2. Coking coal prices drop: Coking coal prices has been dropped by $4/t to $181/t FOB. Coking coal prices continue the drop on weak steel sentiments.
3.Chinese billet prices rebound w-o-w before holidays: Billet prices in Tangshan recovered by RMB 150/t ($21/t) w-o-w to RMB 2,910/t ($410/t) on 13 September which includes 13% VAT. Declining inventories amid active restocking before mid-Autumn festival holidays, rise in raw materials, finished steel prices and rebar futures have supported billet prices. SHFE rebar futures (January 2025 delivery) increased by RMB 159/t ($22/t) w-o-w to RMB 3,185/t ($449/t) on 13 September.
4. Domestic HRC offers increase: China's HRC offers rose by RMB 130/t ($18/t) w-o-w to RMB 3,180/t ($448/t) from RMB 3,050/t ($430/t) previous week, following the improvement in demand. SHFE HRC futures (January contract) increased by RMB 98/t ($14/t) w-o-w to RMB 3,211/t ($453/t) as compared to RMB 3,113/t ($439/t) a week ago.
The upcoming mid-autumn festival holidays have boosted domestic steel demand as people are stocking up inventory before the festivities. This improvement in demand has driven up HRC prices.
However, HRC export offers fell by $15/t w-o-w to $ 450/t against $465/t last week.
Baosteel, world's leading steel manufacturer, has kept HRC prices stable m-o-m for Oct'24 sales. Worth mentioning here that prices declined for two months. Moreover, hot-dip galvanized prices also remained flat. Furthermore, China's SHFE HRC futures showed a mixed trend due to weak domestic steel demand.

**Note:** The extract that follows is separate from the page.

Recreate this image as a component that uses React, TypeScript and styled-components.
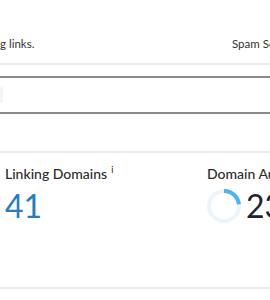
import React from "react";
import styled, { createGlobalStyle } from "styled-components";

const GlobalStyle = createGlobalStyle`
  html, body {
    margin: 0;
    padding: 0;
    background: #ffffff;
  }
  body {
    font-family: Lato, "Open Sans", sans-serif;
    overflow: hidden;
  }
`;

const Page = styled.div`
  width: 270px;
  height: 300px;
  overflow: hidden;
`;

const IntroRow = styled.div`
  display: grid;
  grid-template-columns: 232px 1fr;
  padding-top: 37px;
  margin-bottom: 12px;
  font-size: 11.5px;
  line-height: 14px;
  color: #333;
  white-space: nowrap;
`;

const Divider = styled.div<{ $gap?: number }>`
  height: 2px;
  background: #e8ecec;
  margin-bottom: ${({ $gap }) => $gap ?? 0}px;
`;

const SearchBox = styled.div`
  display: flex;
  align-items: center;
  margin: 0 -20px 0 -20px;
  height: 34px;
  border-top: 2px solid #8a8a8a;
  border-bottom: 2px solid #8a8a8a;
  box-sizing: content-box;
`;

const InputEnd = styled.div`
  width: 23px;
  height: 16px;
  background: #f4f4f4;
  border-radius: 0 2px 2px 0;
`;

const Metrics = styled.div`
  display: grid;
  grid-template-columns: 202px 1fr;
  padding: 12px 0 0 5px;
  height: 122px;
  white-space: nowrap;
`;

const Metric = styled.div`
  display: flex;
  flex-direction: column;
  gap: 6px;
`;

const Label = styled.div`
  font-size: 14px;
  font-weight: 500;
  line-height: 18px;
  color: #2c2c2c;
`;

const Info = styled.sup`
  font-size: 9px;
  margin-left: 4px;
  vertical-align: 6px;
  line-height: 0;
`;

const ValueRow = styled.div`
  display: flex;
  align-items: center;
  gap: 5px;
`;

const Value = styled.div<{ $tone: "link" | "dark" }>`
  font-size: 32px;
  font-weight: 400;
  line-height: 34px;
  color: ${({ $tone }) => ($tone === "link" ? "#2b7bbf" : "#23232f")};
`;

const Donut = ({ pct }: { pct: number }) => {
  const r = 15;
  const c = 2 * Math.PI * r;
  return (
    <svg width="34" height="34" viewBox="0 0 34 34">
      <circle cx="17" cy="17" r={r} fill="none" stroke="#ecf5fa" strokeWidth="4" />
      <circle
        cx="17"
        cy="17"
        r={r}
        fill="none"
        stroke="#4db3ea"
        strokeWidth="4"
        strokeDasharray={`${(c * pct) / 100} ${c}`}
        transform="rotate(-90 17 17)"
      />
    </svg>
  );
};

export default function App() {
  return (
    <Page>
      <GlobalStyle />
      <IntroRow>
        <span>g links.</span>
        <span>Spam Score</span>
      </IntroRow>
      <Divider $gap={11} />
      <SearchBox>
        <InputEnd />
      </SearchBox>
      <Divider style={{ marginTop: 37 }} />
      <Metrics>
        <Metric>
          <Label>
            Linking Domains<Info>i</Info>
          </Label>
          <Value $tone="link">41</Value>
        </Metric>
        <Metric>
          <Label>Domain Authority</Label>
          <ValueRow>
            <Donut pct={23} />
            <Value $tone="dark">23</Value>
          </ValueRow>
        </Metric>
      </Metrics>
      <Divider />
    </Page>
  );
}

5.Domestic rebar rise w-o-w: China's domestic rebar offers up by RMB 60/t ($8/t) w-o-w to RMB 3,310/t ($467/t) from RMB 3,250/t ($458/t) the previous week, mirroring the rise in SHFE rebar futures. SHFE rebar futures (January contract) went up by RMB 91/t ($13/t) w-o-w to RMB 3,158/t ($445/t) against RMB 3,067/t ($433/t) a week ago.
China's domestic rebar prices rose due to increased arbitrage trading and lower market inventories. Arbitrage traders actively bought rebar, which drove up spot prices. End users purchased limited amounts of rebar and did not plan to stock up ahead of China's Mid-Autumn Festival 15-17 September.
China's Shagang Steel has kept prices for rebar, wire rod, and coiled rebar unchanged for its mid Sep'24 sales. Effective prices are as follows:
- Rebar (16-25 mm): RMB 3,500/t ($492/t)
- Wire rod (6-10 mm): RMB 3,420/t ($481/t)
- Coiled rebar (8-10 mm): RMB 3,510/t ($494/t)
All prices are ex-mill, including VAT.
Outlook
The recent price rebound in the steel market is likely to continue due to improved supply-demand dynamics. While many mills have recently reduced production for maintenance, they are now gradually resuming operations, which could increase supply pressure.
Despite the current price rise, weak demand from major steel-using sectors and a long-term bearish outlook suggest caution among market participants. The rebound in domestic prices is expected to drive fluctuations and potential strengthening in China's steel export prices in the near future.